The US has a policy of denying visas to Iranian nationals.  This seems to have some immediate relevance:


UNITED NATIONS (Reuters) – Tehran’s U.N. envoy on Friday accused the United States of denying Iran’s first vice president and members of his delegation visas to attend a three-day U.N. conference on the global financial crisis.

Louis Charbonneau – U.S. denied Iran official visa for U.N. meeting: envoy Reuters 26 Jun 09

Recent tweets from Iran have indicated a reluctant desire to leave the country in the wake of the failure of the protests due to government brutality.  This is a false hope and another safety valve the regime relies on to ameliorate discontent.

Cease Black Operations Against Iran

The $400M figure bandied about by the Iranian propaganda establishment is not entirely without foundation:


Late last year, Congress agreed to a request from President Bush to fund a major escalation of covert operations against Iran, according to current and former military, intelligence, and congressional sources. These operations, for which the President sought up to four hundred million dollars, were described in a Presidential Finding signed by Bush, and are designed t
o destabilize the country’s religious leadership.

Seymour M Hersh – Preparing the Battlefield The New Yorker 7 Jul 08

Forget it, unilaterally drop it.  No misplaced support of the Mojahedin-e Khalq or other groups could possibly produce the kind of opposition which is arising natively from the government’s own actions.  Accept their intelligence from time to time, OK, but as far as material and logistical support we should drop it and disown them publicly.  Let’s remove the pretence of the excuse and distance ourselves from these indiscretions of the Bush administration.  Iran is heaving under far deeper strains than these covert operations could produce, and from within.

Let the regime stew in its own juices and reap the cultural harvest it has sown without using the attractions of the Western media as an illicit ‘carrot’ and outlet for their disaffected population.  The thesis of this diary is that there is some merit in imposing on the Iranian leadership the constraints which other military juntas such as Myanmar have created themselves.  It is assumed that in the case of Iran the level of education and prosperity of the emerging middle-class is grossly incompatible with the opportunities offered by the regime and that the intentional provision of Westernised connectivity, controlled by the state, is a pressure valve used for the manipulation of the population for the narrow autocratic ends of their leadership.  

This diary may very well qualify as a rant and an exercise in frustration and emotional exhaustion after the dramatic, inspiring and tragic events of the last few days but it seems in spite of the best intentions of the public in the US, Europe and elsewhere the actual impact we have had on the Iranian’s struggle with their regime has been negligible and in some respects perhaps even counterproductive.  It may be more of a barometer of the diarist’s emotional state than his sobriety, but it is intended to consider a counterintuitive response to the events of the past few weeks that may in the long run be more constructive to the security and aspirations of the brave Iranians who have placed so much hope in the institutions of the West but found themselves virtually defenceless against the ruthlessness of their own leadership.


24 comments

  1. Shaun Appleby

    It was intended to encourage debate on the moral implications of the West’s engagement with the protest movement in Iran and the evolving consequences.

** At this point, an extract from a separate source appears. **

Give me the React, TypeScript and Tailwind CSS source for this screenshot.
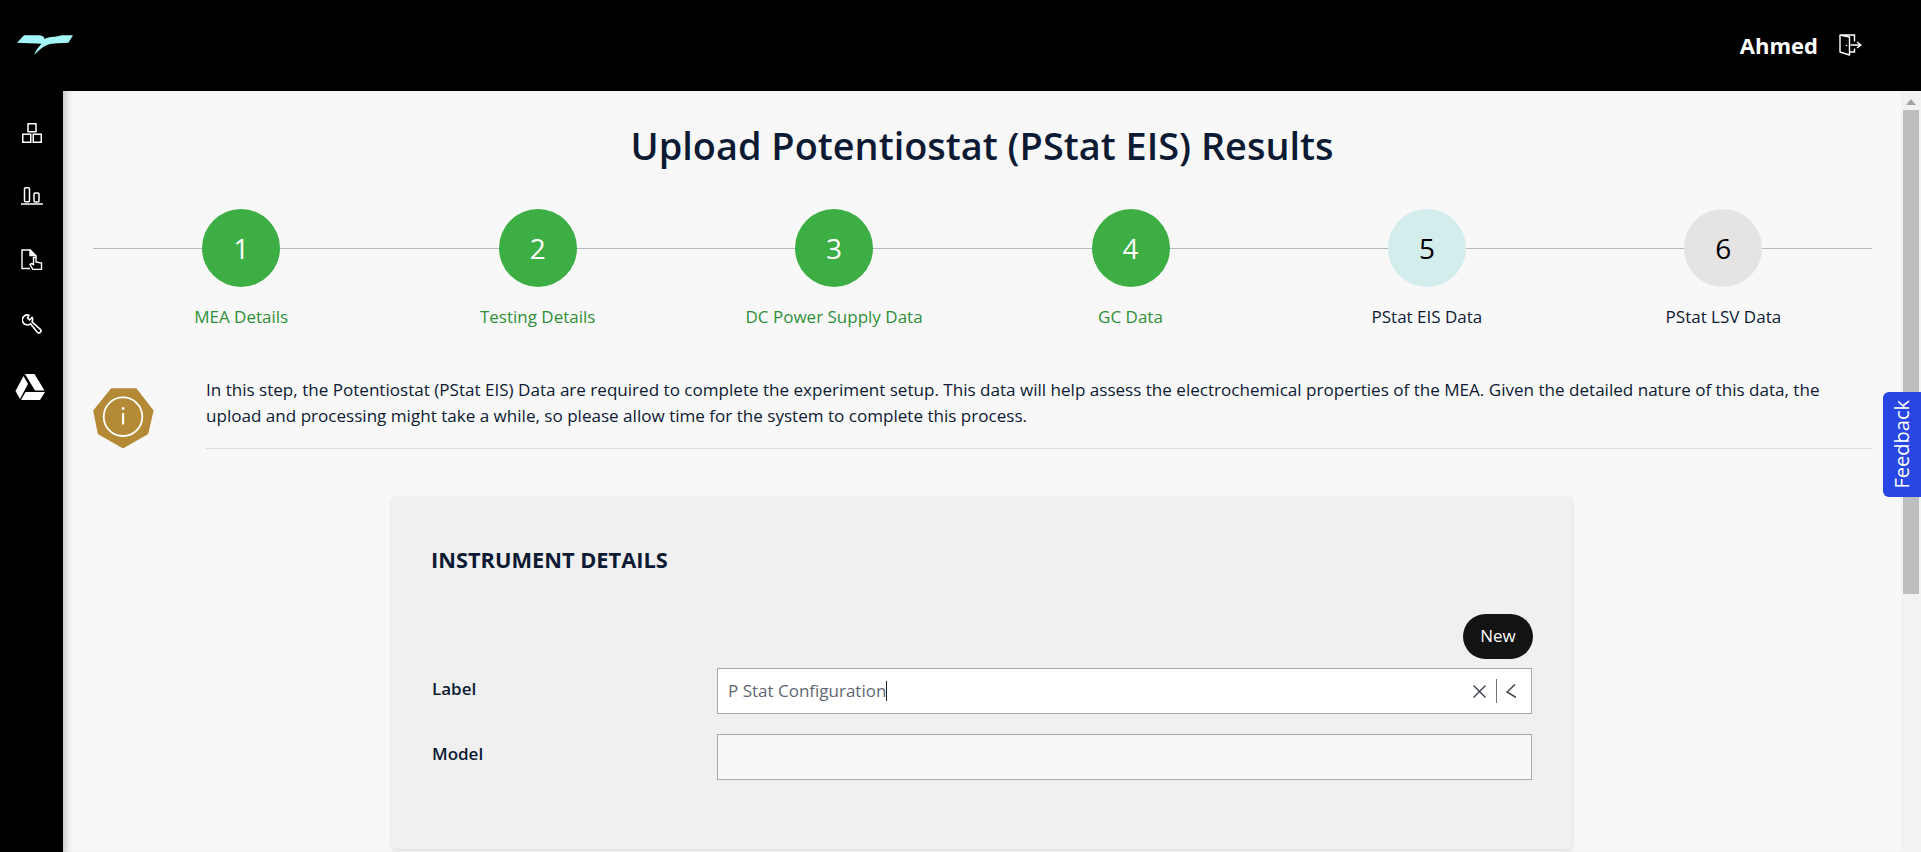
const steps = [
  { n: 1, label: "MEA Details", state: "done" },
  { n: 2, label: "Testing Details", state: "done" },
  { n: 3, label: "DC Power Supply Data", state: "done" },
  { n: 4, label: "GC Data", state: "done" },
  { n: 5, label: "PStat EIS Data", state: "current" },
  { n: 6, label: "PStat LSV Data", state: "todo" },
];

function Logo() {
  return (
    <svg width="56" height="20" viewBox="0 0 56 20" fill="#a5f7f7">
      <path d="M0 7.700 L7 0.300 H22 C25 0.300 27 1.500 27.500 4 C29 3 33 2 38 1.800 L45 0.300 H56 L51.500 7.700 C45 8 38 8 33 9 C27 10.500 22 15 17 20 C19 15 22 11.500 24.500 8.800 C17 8.400 8 8.200 0 7.700 Z" />
    </svg>
  );
}

function NavIcons() {
  return (
    <div className="flex flex-col items-center gap-[44px] pt-[32px] text-white">
      <svg width="20" height="20" viewBox="0 0 20 20" fill="none" stroke="currentColor" strokeWidth="1.500">
        <rect x="6" y="0.750" width="8" height="8" />
        <rect x="0.750" y="11.250" width="8" height="8" />
        <rect x="11.250" y="11.250" width="8" height="8" />
      </svg>
      <svg width="22" height="18" viewBox="0 0 22 18" fill="none" stroke="currentColor" strokeWidth="1.500">
        <rect x="3.500" y="0.750" width="5" height="14" rx="1" />
        <rect x="13" y="6" width="5" height="9" rx="1" />
        <path d="M0 17 H22" />
      </svg>
      <svg width="22" height="21" viewBox="0 0 22 21" fill="none" stroke="currentColor" strokeWidth="1.400">
        <path d="M9 19.500 H1 V1 H9 L15 7 V8" />
        <path d="M9 1 V6.500 H14.500 Z" fill="currentColor" />
        <path d="M12 20.500 L9 15.500 L10.500 14.500 L12.500 15.500 V8.500 H15 V13 L20.500 14 V20.500 Z" fill="#000" />
      </svg>
      <svg width="20" height="20" viewBox="0 0 20 20" fill="none" stroke="currentColor" strokeWidth="1.600" strokeLinejoin="round">
        <path d="M7 1.200 A5 5 0 1 0 8.500 9.800 L15.300 18.300 A1.900 1.900 0 0 0 18.300 15.300 L10 7.800 A5 5 0 0 0 10.200 3.400 L7.500 6 L5.500 4 Z" />
      </svg>
      <svg width="30" height="26" viewBox="0 0 30 26" fill="currentColor" className="-mt-[4px] -ml-[3px]">
        <path d="M10 0 H19.500 L29.500 16.500 H20 Z" />
        <path d="M8.500 2 L13 10 L5 25 L0.500 17 Z" />
        <path d="M10.500 18 H30 L25 26 H6 Z" />
      </svg>
    </div>
  );
}

function ExitIcon() {
  return (
    <svg width="23" height="22" viewBox="0 0 23 22" fill="none" stroke="currentColor" strokeWidth="1.400" className="text-white">
      <path d="M11 1 H1 V18 L10.500 21 V3 L1 1" strokeLinejoin="round" />
      <path d="M11 18 H15.500 V14.500 M15.500 7.500 V1 H11" />
      <path d="M11.500 11 H21.500 M18 8 L21.800 11 L18 14" />
      <circle cx="7.500" cy="11.500" r="0.800" fill="currentColor" stroke="none" />
    </svg>
  );
}

function InfoBadge() {
  return (
    <svg width="61" height="61" viewBox="0 0 61 61" className="mt-[11px] shrink-0">
      <path
        d="M18.500 1 H43 L59.800 22.800 L54.500 45.500 L30 59.500 L5.500 45.500 L1 22.800 Z"
        fill="#b58a37"
        stroke="#b58a37"
        strokeWidth="1.500"
        strokeLinejoin="round"
      />
      <circle cx="30" cy="28.700" r="19.300" fill="none" stroke="#fff" strokeWidth="1.800" />
      <rect x="29" y="25" width="2.200" height="11.500" rx="0.500" fill="#fff" />
      <circle cx="30.100" cy="20.500" r="1.400" fill="#fff" />
    </svg>
  );
}

export default function App() {
  return (
    <div className="flex h-[852px] flex-col overflow-hidden bg-black font-['Open_Sans',sans-serif] text-[#0c1a33]">
      <header className="flex h-[91px] shrink-0 items-center justify-between pr-[59px] pb-[1px] pl-[17px]">
        <Logo />
        <div className="flex items-center gap-[21px]">
          <span className="text-[22px] font-bold text-white">Ahmed</span>
          <ExitIcon />
        </div>
      </header>

      <div className="relative flex min-h-0 flex-1">
        <aside className="w-[63px] shrink-0">
          <NavIcons />
        </aside>

        <main className="min-w-0 flex-1 overflow-hidden bg-[#f8f8f8] px-[30px] shadow-[inset_8px_0_8px_-6px_rgba(0,0,0,0.25)]">
          <h1 className="mt-[29px] text-center text-[37.9px] leading-[50px] font-semibold">
            Upload Potentiostat (PStat EIS) Results
          </h1>

          <div className="relative mt-[39px] -mr-[0.6px] grid grid-cols-6">
            <div className="absolute top-[39px] right-0 left-0 h-px bg-[#b9b9bd]" />
            {steps.map((step) => (
              <div key={step.n} className="relative flex flex-col items-center">
                <div
                  className={
                    step.state === "done"
                      ? "flex size-[78px] items-center justify-center rounded-full bg-[#3cae43] text-[28px] text-white"
                      : step.state === "current"
                        ? "flex size-[78px] items-center justify-center rounded-full bg-[#d3ecec] text-[28px] text-black"
                        : "flex size-[78px] items-center justify-center rounded-full bg-[#e6e3e3] text-[28px] text-black"
                  }
                >
                  {step.n}
                </div>
                <div
                  className={
                    step.state === "done"
                      ? "mt-[19px] text-[17px] leading-[22px] text-[#2f8f38]"
                      : "mt-[19px] text-[17px] leading-[22px] text-[#0c1a33]"
                  }
                >
                  {step.label}
                </div>
              </div>
            ))}
          </div>

          <div className="mt-[49px] -mr-px flex items-start gap-[52px]">
            <InfoBadge />
            <p className="flex-1 border-b border-[#dedede] pb-[19px] text-[17.07px] leading-[26px]">
              In this step, the Potentiostat (PStat EIS) Data are required to complete the experiment setup. This data
              will help assess the electrochemical properties of the MEA. Given the detailed nature of this data, the
              upload and processing might take a while, so please allow time for the system to complete this process.
            </p>
          </div>

          <section className="mt-[48px] ml-[299px] h-[352px] w-[1180px] rounded-[4px] bg-[#f0f0f0] px-[40px] pt-[48px] shadow-[0_1px_4px_rgba(0,0,0,0.12)]">
            <h2 className="-ml-px text-[21.8px] leading-[30px] font-bold text-[#0c1a33]">INSTRUMENT DETAILS</h2>
            <div className="mt-[39px] -mr-px flex justify-end">
              <button type="button" className="h-[45px] w-[70px] rounded-full bg-[#121313] pb-[2px] text-[17px] text-white">
                New
              </button>
            </div>
            <div className="mt-[9px] grid grid-cols-[285px_1fr] gap-y-[20px]">
              <label className="pt-[10px] text-[17px] leading-[22px] font-semibold">Label</label>
              <div className="flex h-[46px] items-center border border-[#a9a9a9] bg-white pr-[15px] pl-[10px]">
                <span className="text-[17px] text-[#5f6775]">P Stat Configuration</span>
                <span className="h-[20px] w-px bg-[#222]" />
                <svg width="13" height="13" viewBox="0 0 13 13" fill="none" stroke="#333a4a" strokeWidth="1.300" className="ml-auto">
                  <path d="M0.500 0.500 L12.500 12.500 M12.500 0.500 L0.500 12.500" />
                </svg>
                <span className="mr-[9px] ml-[10px] h-[24px] w-px bg-[#70757f]" />
                <svg width="10" height="14" viewBox="0 0 10 14" fill="none" stroke="#444" strokeWidth="1.500">
                  <path d="M9 0.500 L1 8 L10 13.500" />
                </svg>
              </div>
              <label className="pt-[9px] text-[17px] leading-[22px] font-semibold">Model</label>
              <div className="h-[46px] border border-[#a9a9a9] bg-[#f8f8f8]" />
            </div>
          </section>
        </main>

        <div className="flex w-[20px] shrink-0 flex-col items-center bg-[#f2f2f2]">
          <div className="mt-[8px] size-0 border-x-[5px] border-b-[6px] border-x-transparent border-b-[#a3a3a3]" />
          <div className="mt-[5px] h-[484px] w-[16px] bg-[#bebebe]" />
        </div>

        <button
          type="button"
          className="absolute top-[301px] right-0 flex h-[105px] w-[38px] items-center justify-center rounded-l-[6px] bg-[#2746e4] text-[20px] text-white"
        >
          <span className="rotate-180 [writing-mode:vertical-rl]">Feedback</span>
        </button>
      </div>
    </div>
  );
}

  2. At least, not isolation of the people of Iran. Information is the enemy of tyrants. Blocking the ‘Net, cell phone service, or other forms of communication would essentially play into the hands of the gov’t. I actually think the ‘Net will prove to be a major problem for the gov’t. If they remove the restrictions then people will be able to access all of the information that has accumulated over the last couple of weeks. If they don’t ease restrictions then their economy will suffer. The gov’t is between a rock and a hard place on this.

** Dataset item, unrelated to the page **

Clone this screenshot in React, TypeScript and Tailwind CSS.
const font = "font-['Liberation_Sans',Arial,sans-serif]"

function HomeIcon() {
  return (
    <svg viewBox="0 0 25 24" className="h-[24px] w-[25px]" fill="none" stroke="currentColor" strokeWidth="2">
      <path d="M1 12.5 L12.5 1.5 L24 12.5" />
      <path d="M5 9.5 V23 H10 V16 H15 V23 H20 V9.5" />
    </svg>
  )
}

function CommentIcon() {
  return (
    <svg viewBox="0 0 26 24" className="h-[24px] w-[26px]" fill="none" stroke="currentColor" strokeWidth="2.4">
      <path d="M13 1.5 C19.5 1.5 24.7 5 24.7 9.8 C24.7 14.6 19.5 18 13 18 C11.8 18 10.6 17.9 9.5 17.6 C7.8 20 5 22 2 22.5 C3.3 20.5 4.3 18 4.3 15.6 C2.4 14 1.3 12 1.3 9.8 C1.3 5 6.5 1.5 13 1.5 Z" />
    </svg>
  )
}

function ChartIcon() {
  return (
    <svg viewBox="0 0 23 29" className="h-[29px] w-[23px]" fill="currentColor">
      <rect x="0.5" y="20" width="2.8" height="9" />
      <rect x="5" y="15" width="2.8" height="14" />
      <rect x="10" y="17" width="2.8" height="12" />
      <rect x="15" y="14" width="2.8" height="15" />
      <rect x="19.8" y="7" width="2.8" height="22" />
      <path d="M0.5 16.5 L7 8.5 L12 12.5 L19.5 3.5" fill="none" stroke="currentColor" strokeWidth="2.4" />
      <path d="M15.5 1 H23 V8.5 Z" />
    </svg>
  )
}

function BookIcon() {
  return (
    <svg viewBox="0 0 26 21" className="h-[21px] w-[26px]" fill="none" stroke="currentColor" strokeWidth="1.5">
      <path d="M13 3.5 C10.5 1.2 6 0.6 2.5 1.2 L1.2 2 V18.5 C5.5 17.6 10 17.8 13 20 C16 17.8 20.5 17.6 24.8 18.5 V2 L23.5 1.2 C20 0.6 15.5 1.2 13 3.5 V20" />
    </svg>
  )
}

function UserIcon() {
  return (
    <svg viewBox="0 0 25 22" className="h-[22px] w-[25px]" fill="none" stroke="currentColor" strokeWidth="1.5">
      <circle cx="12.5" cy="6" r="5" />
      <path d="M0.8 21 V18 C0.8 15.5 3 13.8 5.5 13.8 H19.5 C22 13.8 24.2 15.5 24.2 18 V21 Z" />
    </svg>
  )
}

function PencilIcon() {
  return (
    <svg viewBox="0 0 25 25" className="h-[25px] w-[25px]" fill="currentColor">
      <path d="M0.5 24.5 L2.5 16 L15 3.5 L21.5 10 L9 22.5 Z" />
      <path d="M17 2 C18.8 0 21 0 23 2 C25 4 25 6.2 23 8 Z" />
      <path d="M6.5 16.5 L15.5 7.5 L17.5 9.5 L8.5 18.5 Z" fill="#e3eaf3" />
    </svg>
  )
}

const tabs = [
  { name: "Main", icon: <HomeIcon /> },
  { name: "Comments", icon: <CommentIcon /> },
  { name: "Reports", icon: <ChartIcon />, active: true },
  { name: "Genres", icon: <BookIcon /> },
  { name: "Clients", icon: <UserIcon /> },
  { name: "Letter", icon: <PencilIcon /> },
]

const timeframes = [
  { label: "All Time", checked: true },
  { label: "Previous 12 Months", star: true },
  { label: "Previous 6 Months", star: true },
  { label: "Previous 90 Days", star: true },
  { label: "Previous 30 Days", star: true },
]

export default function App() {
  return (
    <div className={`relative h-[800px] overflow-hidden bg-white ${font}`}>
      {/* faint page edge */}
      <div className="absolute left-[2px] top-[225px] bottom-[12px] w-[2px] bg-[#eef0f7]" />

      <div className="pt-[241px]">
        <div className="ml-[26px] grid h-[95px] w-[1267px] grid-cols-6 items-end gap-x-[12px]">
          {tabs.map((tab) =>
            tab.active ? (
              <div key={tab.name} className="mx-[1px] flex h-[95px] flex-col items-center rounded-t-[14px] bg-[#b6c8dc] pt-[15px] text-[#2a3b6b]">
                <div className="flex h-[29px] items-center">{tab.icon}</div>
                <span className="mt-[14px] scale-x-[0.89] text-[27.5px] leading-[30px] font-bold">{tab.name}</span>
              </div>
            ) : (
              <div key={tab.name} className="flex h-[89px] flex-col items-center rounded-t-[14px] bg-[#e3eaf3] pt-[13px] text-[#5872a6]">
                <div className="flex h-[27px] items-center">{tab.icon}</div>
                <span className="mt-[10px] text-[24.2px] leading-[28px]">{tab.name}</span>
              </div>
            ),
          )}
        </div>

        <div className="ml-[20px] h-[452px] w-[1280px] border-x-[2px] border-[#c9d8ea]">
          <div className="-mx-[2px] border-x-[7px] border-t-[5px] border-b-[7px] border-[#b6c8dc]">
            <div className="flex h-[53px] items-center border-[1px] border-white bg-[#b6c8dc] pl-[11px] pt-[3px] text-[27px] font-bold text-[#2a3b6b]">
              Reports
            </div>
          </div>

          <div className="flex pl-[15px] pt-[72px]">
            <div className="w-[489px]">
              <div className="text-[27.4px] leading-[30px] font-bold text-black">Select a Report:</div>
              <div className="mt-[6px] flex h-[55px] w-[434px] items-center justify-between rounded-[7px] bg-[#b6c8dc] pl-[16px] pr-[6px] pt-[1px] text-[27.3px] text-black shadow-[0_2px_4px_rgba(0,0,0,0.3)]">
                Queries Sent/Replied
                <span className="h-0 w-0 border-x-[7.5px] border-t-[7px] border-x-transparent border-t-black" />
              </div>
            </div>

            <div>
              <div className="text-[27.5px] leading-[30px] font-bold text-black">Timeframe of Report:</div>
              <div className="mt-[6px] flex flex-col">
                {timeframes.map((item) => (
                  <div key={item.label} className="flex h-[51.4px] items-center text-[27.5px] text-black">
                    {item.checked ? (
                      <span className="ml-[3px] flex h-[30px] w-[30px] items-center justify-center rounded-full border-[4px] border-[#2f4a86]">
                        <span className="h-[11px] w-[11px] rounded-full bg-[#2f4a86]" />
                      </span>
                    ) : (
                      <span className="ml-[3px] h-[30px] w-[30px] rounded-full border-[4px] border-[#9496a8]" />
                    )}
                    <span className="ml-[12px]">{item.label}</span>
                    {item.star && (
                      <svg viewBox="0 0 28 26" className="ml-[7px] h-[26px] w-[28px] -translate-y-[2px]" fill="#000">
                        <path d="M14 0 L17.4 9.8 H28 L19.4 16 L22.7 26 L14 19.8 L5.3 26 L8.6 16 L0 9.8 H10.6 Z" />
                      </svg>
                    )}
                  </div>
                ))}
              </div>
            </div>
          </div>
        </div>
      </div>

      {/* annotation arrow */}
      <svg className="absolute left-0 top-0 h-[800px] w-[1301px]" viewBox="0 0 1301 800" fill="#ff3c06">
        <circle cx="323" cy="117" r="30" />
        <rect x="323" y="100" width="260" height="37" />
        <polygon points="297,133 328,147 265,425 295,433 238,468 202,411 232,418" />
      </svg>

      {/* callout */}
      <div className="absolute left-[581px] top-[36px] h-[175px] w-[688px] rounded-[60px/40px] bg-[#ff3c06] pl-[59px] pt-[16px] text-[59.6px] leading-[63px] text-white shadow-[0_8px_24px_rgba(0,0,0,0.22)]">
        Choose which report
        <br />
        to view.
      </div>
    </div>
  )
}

    The same point applies to broadcast services, like VoA and the BBC.

    The other ideas in the diary, restricting visas and dropping support for terrorist organizations sound like good ideas. If the regime is truly bad then we should restrict their travel ability. And if they are that bad then we don’t need to undermine them, they’ll do that on their own. Besides that, there is the matter of morality and message control. We are fighting a war on terror, yet we are supporting terrorist groups like MEK. Bad idea.

  3. Cheryl Kopec

    I think that’s what you’re advocating here. It’s a double-edged sword, because we’re still relying on tweets for what little news we get from there anymore, but it might be a way to impose sanctions without appearing to do so, if the providers could be induced to suffer “equipment failures” or “technical difficulties” for a time. Or if hackers, who appear largely sympathetic to the resistance, could be engaged in a coordinated effort to cut them off. Then, instead of Iran being able to pacify people with online gaming, they would have nothing, including, as you mention, vital business traffic. It would eventually starve the country and turn it into another Iraq. But would that make it less repressive? Do the Iranian people have the courage and spirit to rise up anew and demand freedom and justice? Are there enough reasonable clerics there to push for change?

    ~~Cheryl

  4. Shaun Appleby

    The latest analysis by Trita Parsi and Reza Aslan:


    Iran’s popular uprising, which began after the June 12 election, may be heading for a premature ending. In many ways, the Ahmadinejad government has succeeded in transforming what was a mass movement into dispersed pockets of unrest. Whatever is now left of this mass movement is now leaderless, unorganized — and under the risk of being hijacked by groups outside Iran in pursuit of their own political agendas.

    Trita Parsi and Reza Aslan – The End of the Beginning Foreign Policy 26 Jun 09

    Worth reading in it’s entirety it basically confirms the view that ‘the movement in Iran is paralyzed.’